For Immediate Release
Mill Spring, NC – August 6, 2019 – Tryon International Equestrian Center at Tryon Resort welcomed 24 athletes participating in the USHJA Emerging Athletes Program Regional Training Session presented by the Lindsay Maxwell Charitable Fund, hosted July 29 – August 2. Participants spent five days receiving mounted instruction from clinician Jeff Cook that focused on flatwork, gymnastics, related distances and course work, in addition to receiving coaching on grooming, horsemanship skills, and barn management from Veterinary Technician and Certified Equine Rehabilitation Practitioner, Anne Thornbury. View candid photos from the week and hear from each clinician below.
“The purpose of this program is to open eyes and open doors,” stated Thornbury, who has been sharing her wealth of knowledge and expertise with EAP participants since 2012. “It [EAP] opens the kids’ eyes to all the things they need to learn about being horsemen and all the opportunities there are besides just riding in the horse industry.”

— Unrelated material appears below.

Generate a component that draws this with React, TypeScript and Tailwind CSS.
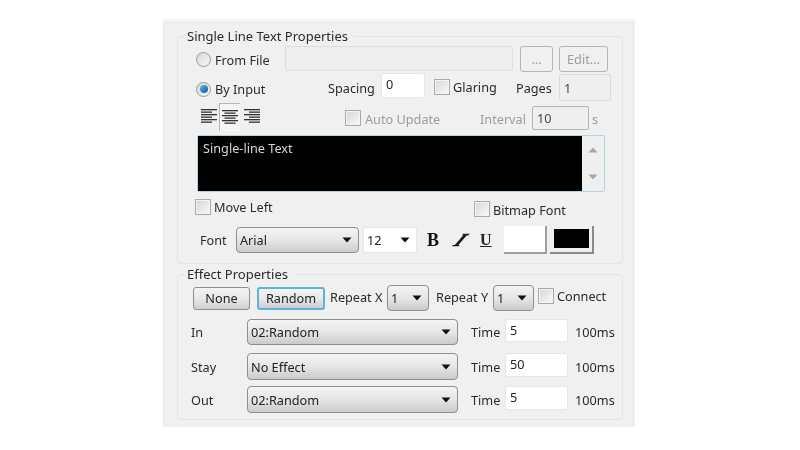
import type { ReactNode } from 'react';

function Caret() {
  return (
    <svg width="10" height="6" viewBox="0 0 10 6" className="shrink-0">
      <path d="M0.5 0.5H9.5L5 5.5Z" fill="#111" />
    </svg>
  );
}

function Label({ w, ml = 0, mt = 0, gray, children }: { w: number; ml?: number; mt?: number; gray?: boolean; children: ReactNode }) {
  return (
    <span
      className={`shrink-0 whitespace-nowrap ${gray ? 'text-[#9c9c9c]' : 'text-[#2a2a2a]'}`}
      style={{ width: w, marginLeft: ml, marginTop: mt }}
    >
      {children}
    </span>
  );
}

function Check({ ml = 0, mt = 0 }: { ml?: number; mt?: number }) {
  return (
    <span
      className="h-[16px] w-[16px] shrink-0 border border-[#a9a9a9] bg-gradient-to-br from-[#d6d6d6] to-[#fafafa] shadow-[inset_0_0_0_1px_#f4f4f4]"
      style={{ marginLeft: ml, marginTop: mt }}
    />
  );
}

function Radio({ on, mt = 0 }: { on?: boolean; mt?: number }) {
  return (
    <span
      className="ml-[18px] flex h-[15px] w-[15px] shrink-0 items-center justify-center rounded-full border border-[#9a9a9a] bg-gradient-to-br from-[#d4d4d4] to-[#fafafa]"
      style={{ marginTop: mt }}
    >
      {on && <span className="h-[8px] w-[8px] rounded-full bg-gradient-to-br from-[#5fb6e6] to-[#0b5c9c]" />}
    </span>
  );
}

function Field({ w, h, ml = 0, mt = 0, value, disabled, framed }: { w: number; h: number; ml?: number; mt?: number; value?: string; disabled?: boolean; framed?: boolean }) {
  const look = disabled
    ? `items-center bg-[#efefef] text-[#444] ${framed ? 'border border-[#b5b5b5]' : 'border border-[#dcdcdc]'}`
    : 'items-start border border-[#e6e6e6] bg-white pt-[2px] text-[#222]';
  return (
    <span
      className={`flex shrink-0 rounded-[2px] pl-[4px] ${look}`}
      style={{ width: w, height: h, marginLeft: ml, marginTop: mt }}
    >
      {value}
    </span>
  );
}

function Select({ w, h, ml = 0, value, plain }: { w: number; h: number; ml?: number; value: string; plain?: boolean }) {
  return (
    <span
      className={`flex shrink-0 items-center justify-between pl-[3px] pr-[6px] text-[#222] ${plain ? 'rounded-[2px] border border-[#e6e6e6] bg-white' : 'rounded-[4px] border border-[#8f8f8f] bg-gradient-to-b from-[#f4f4f4] via-[#e6e6e6] to-[#cbcbcb]'}`}
      style={{ width: w, height: h, marginLeft: ml }}
    >
      <span>{value}</span>
      <Caret />
    </span>
  );
}

function Btn({ w, ml = 0, focus, children }: { w: number; ml?: number; focus?: boolean; children: ReactNode }) {
  return (
    <span
      className={`flex h-[23px] shrink-0 items-center justify-center rounded-[3px] bg-gradient-to-b from-[#f4f4f4] via-[#e8e8e8] to-[#cfcfcf] text-[#222] ${focus ? 'border-2 border-[#5bb4dc]' : 'border border-[#8f8f8f]'}`}
      style={{ width: w, marginLeft: ml }}
    >
      {children}
    </span>
  );
}

function AlignIcon({ kind, ml = 0 }: { kind: 'left' | 'center' | 'right'; ml?: number }) {
  const rows = [16, 11, 16, 11, 16, 11];
  return (
    <svg width="16" height="16" viewBox="0 0 16 16" className="mt-[-2px] shrink-0" style={{ marginLeft: ml }}>
      {rows.map((len, i) => {
        const x = kind === 'left' ? 0 : kind === 'right' ? 16 - len : (16 - len) / 2;
        return <rect key={i} x={x} y={1 + i * 2.5} width={len} height="1.3" fill="#333" />;
      })}
    </svg>
  );
}

function Group({ title, titleW, h, mt = 0, children }: { title: string; titleW: number; h: number; mt?: number; children: ReactNode }) {
  return (
    <div
      className="relative ml-[13px] w-[446px] rounded-[4px] border border-[#dfe5ea]"
      style={{ height: h, marginTop: mt }}
    >
      <span
        className="absolute left-[6px] top-[-9px] bg-[#f0f0f0] px-[3px] text-[13px] leading-[17px] text-[#2a2a2a]"
        style={{ width: titleW }}
      >
        {title}
      </span>
      {children}
    </div>
  );
}

function EffectRow({ label, value, time, h, mt }: { label: string; value: string; time: string; h: number; mt: number }) {
  return (
    <div className="flex items-center" style={{ height: h, marginTop: mt }}>
      <Label w={56} ml={13}>{label}</Label>
      <Select w={211} h={h} value={value} />
      <Label w={30} ml={13}>Time</Label>
      <Field w={63} h={h - 3} ml={4} mt={-3} value={time} />
      <Label w={40} ml={7}>100ms</Label>
    </div>
  );
}

export default function App() {
  return (
    <div className="h-[450px] w-[800px] overflow-hidden bg-white pl-[163px] pt-[19px] font-['Noto_Sans',sans-serif] text-[12.7px] leading-[16px] blur-[0.35px]">
      <div className="h-[408px] w-[472px] bg-[#f5f5f5] pr-[1px] pt-[3px]">
        <div className="h-full rounded-tl-[3px] border border-b-0 border-[#e3e8ec] bg-[#f0f0f0] pt-[13px]">
          <Group title="Single Line Text Properties" titleW={170} h={228}>
            <div className="mt-[8px] flex h-[27px] items-center">
              <Radio mt={2} />
              <Label w={60} ml={4} mt={2}>From File</Label>
              <span className="ml-[10px] h-[25px] w-[228px] shrink-0 rounded-[2px] border border-[#dedede] bg-[#eeeeee]" />
              <span className="ml-[7px] flex h-[26px] w-[33px] shrink-0 items-center justify-center rounded-[3px] border border-[#b5b5b5] text-[#9c9c9c]">...</span>
              <span className="ml-[6px] flex h-[26px] w-[49px] shrink-0 items-center justify-center rounded-[3px] border border-[#b5b5b5] text-[#9c9c9c]">Edit...</span>
            </div>

            <div className="flex h-[30px] items-center">
              <Radio on mt={4} />
              <Label w={60} ml={4} mt={4}>By Input</Label>
              <Label w={47} ml={53} mt={2}>Spacing</Label>
              <Field w={44} h={25} ml={6} mt={-3} value="0" />
              <Check ml={9} mt={-1} />
              <Label w={46} ml={3}>Glaring</Label>
              <Label w={38} ml={17} mt={2}>Pages</Label>
              <Field w={52} h={27} ml={5} mt={1} value="1" disabled />
            </div>

            <div className="flex h-[30px] items-center">
              <span className="ml-[23px]" />
              <AlignIcon kind="left" />
              <span className="ml-[2px] flex h-[28px] w-[21px] shrink-0 items-center justify-center border-l border-t border-[#b5b5b5] bg-[#f6f6f6]">
                <AlignIcon kind="center" />
              </span>
              <AlignIcon kind="right" ml={4} />
              <Check ml={85} mt={2} />
              <Label w={78} ml={4} mt={3} gray>Auto Update</Label>
              <Label w={48} ml={37} mt={3} gray>Interval</Label>
              <Field w={57} h={24} ml={4} mt={1} value="10" disabled framed />
              <Label w={8} ml={3} mt={3} gray>s</Label>
            </div>

            <div className="ml-[19px] mt-[3px] flex h-[57px] w-[408px] rounded-[2px] border border-[#b4d2e6]">
              <div className="flex-1 bg-black pl-[5px] pt-[4px] text-[#d8d8d8]">Single-line Text</div>
              <div className="flex w-[22px] flex-col items-center justify-between bg-[#efefef] py-[11px]">
                <svg width="10" height="6" viewBox="0 0 10 6"><path d="M0.5 5.5H9.5L5 0.5Z" fill="#a8a8a8" /></svg>
                <svg width="10" height="6" viewBox="0 0 10 6"><path d="M0.5 0.5H9.5L5 5.5Z" fill="#a8a8a8" /></svg>
              </div>
            </div>

            <div className="mt-[4px] flex h-[20px] items-center">
              <Check ml={17} mt={1} />
              <Label w={62} ml={3} mt={1}>Move Left</Label>
              <Check ml={198} mt={5} />
              <Label w={74} ml={3} mt={7}>Bitmap Font</Label>
            </div>

            <div className="mt-[9px] flex h-[29px] items-center">
              <Label w={30} ml={22}>Font</Label>
              <Select w={123} h={26} ml={6} value="Arial" />
              <Select w={54} h={26} ml={4} value="12" plain />
              <span className="ml-[10px] w-[14px] shrink-0 font-['Liberation_Serif',serif] text-[18px] font-black text-[#111]">B</span>
              <span className="ml-[11px] w-[18px] shrink-0 -skew-x-[42deg] text-center font-['Liberation_Serif',serif] text-[18px] font-bold text-[#111] [-webkit-text-stroke:0.7px_#111]">I</span>
              <span className="ml-[10px] w-[14px] shrink-0 font-['Liberation_Serif',serif] text-[16px] font-bold text-[#222] underline">U</span>
              <span className="ml-[10px] h-[28px] w-[43px] shrink-0 border-b-2 border-r-2 border-[#a0a0a0] bg-white" />
              <span className="ml-[3px] flex h-[28px] w-[44px] shrink-0 items-center justify-center border-b-2 border-r-2 border-[#8a8a8a] bg-[#f0f0f0]">
                <span className="h-[19px] w-[35px] bg-black" />
              </span>
            </div>
          </Group>

          <Group title="Effect Properties" titleW={110} h={146} mt={10}>
            <div className="mt-[11px] flex h-[24px] items-center">
              <Btn w={57} ml={15}>None</Btn>
              <Btn w={68} ml={7} focus>Random</Btn>
              <Label w={57} ml={5} mt={-2}>Repeat X</Label>
              <Select w={42} h={26} value="1" />
              <Label w={57} ml={7} mt={-2}>Repeat Y</Label>
              <Select w={41} h={26} value="1" />
              <Check ml={4} mt={-5} />
              <Label w={50} ml={3} mt={-4}>Connect</Label>
            </div>
            <EffectRow label="In" value="02:Random" time="5" h={26} mt={9} />
            <EffectRow label="Stay" value="No Effect" time="50" h={27} mt={8} />
            <EffectRow label="Out" value="02:Random" time="5" h={27} mt={6} />
          </Group>
        </div>
      </div>
    </div>
  );
}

Thornbury went on to explain the difference between a rider and a horseman, something she stresses to her students: “Riders might be able to find distances on a horse that’s correctly prepared, but not know one thing about what it ate, what it drank, what was its mood… [but] horsemen want to know everything there is to know about their horse. If you want to be the whole package, a really good rider has to know their own horses. It’s all about the horse. The horse always comes first, no matter what. Their safety and care come before what those kids want to do. I hope that their takeaway is that no matter what, the horse’s comforts are met before their own, and that they appreciate everything their horse does for them. You can’t do it without them.”
Cook focused on improving the riders’ basics and fundamentals this week. “Hopefully with the aids and their position improving, they can do things in such a way that things just happen easier and are a lot more enjoyable for horse and rider.”
Cook continued, “You don’t stay the same. You either get better or worse, and as long as you’re at it [riding], you have to keep trying to learn. For example, there was a moment in that last session where a student lengthened the rein a little and [I really noticed] the difference in the horse’s back legs. We’re always looking to learn.”
Although some participants enter the program just for the experience, many have professional aspirations and hope that the program will open doors to new opportunities and serve as a pathway to success. “Those kids [who want to be professionals] can come to us and we’ll mentor them and find places for them to go,” Thornbury continued, naming several top professionals who were EAP graduates, such as Jacob Pope and Carly Williams. “For kids that want to make something out of riding, it’s a great step up for them,” Thornbury emphasized.
Both clinicians were first-time visitors to TIEC, and had high praise for the facility. “I’ve never been here before, so I was thrilled to see it since I live in eastern Oregon,” Cook continued. “The arenas and the footing, which are both very important, are excellent.”